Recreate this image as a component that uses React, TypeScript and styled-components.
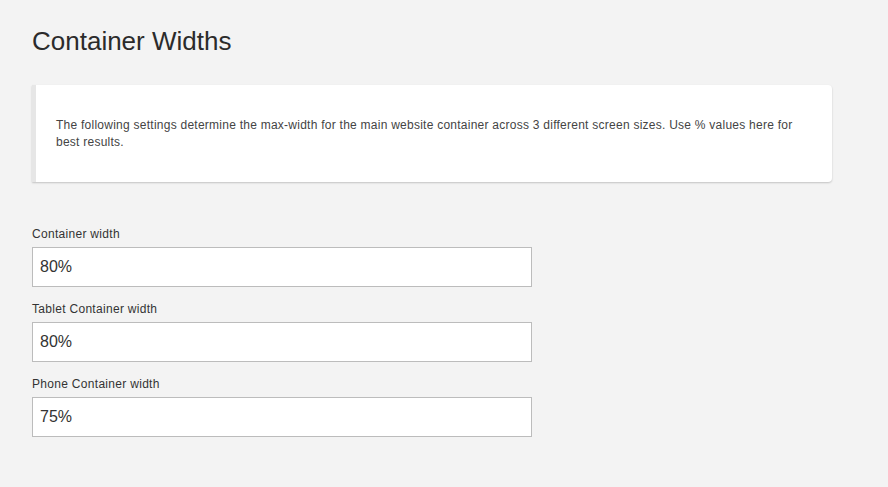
import styled, { createGlobalStyle } from "styled-components";

const GlobalStyle = createGlobalStyle`
  html, body {
    margin: 0;
    padding: 0;
    background: #f3f3f3;
  }
  body {
    font-family: "Liberation Sans", Arial, Helvetica, sans-serif;
    color: #333;
  }
`;

const Page = styled.div`
  padding: 24px 32px 40px 32px;
  min-height: 487px;
  box-sizing: border-box;
`;

const Title = styled.h1`
  margin: 0;
  font-size: 26px;
  font-weight: 400;
  line-height: 34px;
  color: #2b2b2b;
`;

const Notice = styled.div`
  margin-top: 27px;
  width: 800px;
  box-sizing: border-box;
  background: #fff;
  border-left: 4px solid #e6e6e6;
  border-radius: 0 4px 4px 0;
  box-shadow: 0 1px 2px rgba(0, 0, 0, 0.2);
  padding: 32px 24px 30px 20px;
  font-size: 12px;
  line-height: 17px;
  letter-spacing: 0.25px;
  color: #444;
  height: 97px;
`;

const Fields = styled.div`
  margin-top: 44px;
  display: flex;
  flex-direction: column;
  gap: 14px;
`;

const Field = styled.label`
  display: flex;
  flex-direction: column;
  gap: 5px;
`;

const Label = styled.span`
  font-size: 12px;
  line-height: 16px;
  letter-spacing: 0.3px;
  color: #333;
`;

const Input = styled.input`
  width: 500px;
  height: 40px;
  box-sizing: border-box;
  border: 1px solid #bcbcbc;
  background: #fff;
  padding: 0 7px;
  font-family: "Liberation Sans", Arial, Helvetica, sans-serif;
  font-size: 16px;
  color: #333;
  outline: none;
`;

const fields = [
  { label: "Container width", value: "80%" },
  { label: "Tablet Container width", value: "80%" },
  { label: "Phone Container width", value: "75%" },
];

export default function App() {
  return (
    <>
      <GlobalStyle />
      <Page>
        <Title>Container Widths</Title>
        <Notice>
          The following settings determine the max-width for the main website
          container across 3 different screen sizes. Use % values here for best
          results.
        </Notice>
        <Fields>
          {fields.map((f) => (
            <Field key={f.label}>
              <Label>{f.label}</Label>
              <Input type="text" defaultValue={f.value} />
            </Field>
          ))}
        </Fields>
      </Page>
    </>
  );
}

Request: Copy the listing word for word, excluding its pictures.

Correct output:
Recreate this image as a component that uses React, TypeScript and styled-components.
import styled, { createGlobalStyle } from "styled-components";

const GlobalStyle = createGlobalStyle`
  html, body {
    margin: 0;
    padding: 0;
    background: #f3f3f3;
  }
  body {
    font-family: "Liberation Sans", Arial, Helvetica, sans-serif;
    color: #333;
  }
`;

const Page = styled.div`
  padding: 24px 32px 40px 32px;
  min-height: 487px;
  box-sizing: border-box;
`;

const Title = styled.h1`
  margin: 0;
  font-size: 26px;
  font-weight: 400;
  line-height: 34px;
  color: #2b2b2b;
`;

const Notice = styled.div`
  margin-top: 27px;
  width: 800px;
  box-sizing: border-box;
  background: #fff;
  border-left: 4px solid #e6e6e6;
  border-radius: 0 4px 4px 0;
  box-shadow: 0 1px 2px rgba(0, 0, 0, 0.2);
  padding: 32px 24px 30px 20px;
  font-size: 12px;
  line-height: 17px;
  letter-spacing: 0.25px;
  color: #444;
  height: 97px;
`;

const Fields = styled.div`
  margin-top: 44px;
  display: flex;
  flex-direction: column;
  gap: 14px;
`;

const Field = styled.label`
  display: flex;
  flex-direction: column;
  gap: 5px;
`;

const Label = styled.span`
  font-size: 12px;
  line-height: 16px;
  letter-spacing: 0.3px;
  color: #333;
`;

const Input = styled.input`
  width: 500px;
  height: 40px;
  box-sizing: border-box;
  border: 1px solid #bcbcbc;
  background: #fff;
  padding: 0 7px;
  font-family: "Liberation Sans", Arial, Helvetica, sans-serif;
  font-size: 16px;
  color: #333;
  outline: none;
`;

const fields = [
  { label: "Container width", value: "80%" },
  { label: "Tablet Container width", value: "80%" },
  { label: "Phone Container width", value: "75%" },
];

export default function App() {
  return (
    <>
      <GlobalStyle />
      <Page>
        <Title>Container Widths</Title>
        <Notice>
          The following settings determine the max-width for the main website
          container across 3 different screen sizes. Use % values here for best
          results.
        </Notice>
        <Fields>
          {fields.map((f) => (
            <Field key={f.label}>
              <Label>{f.label}</Label>
              <Input type="text" defaultValue={f.value} />
            </Field>
          ))}
        </Fields>
      </Page>
    </>
  );
}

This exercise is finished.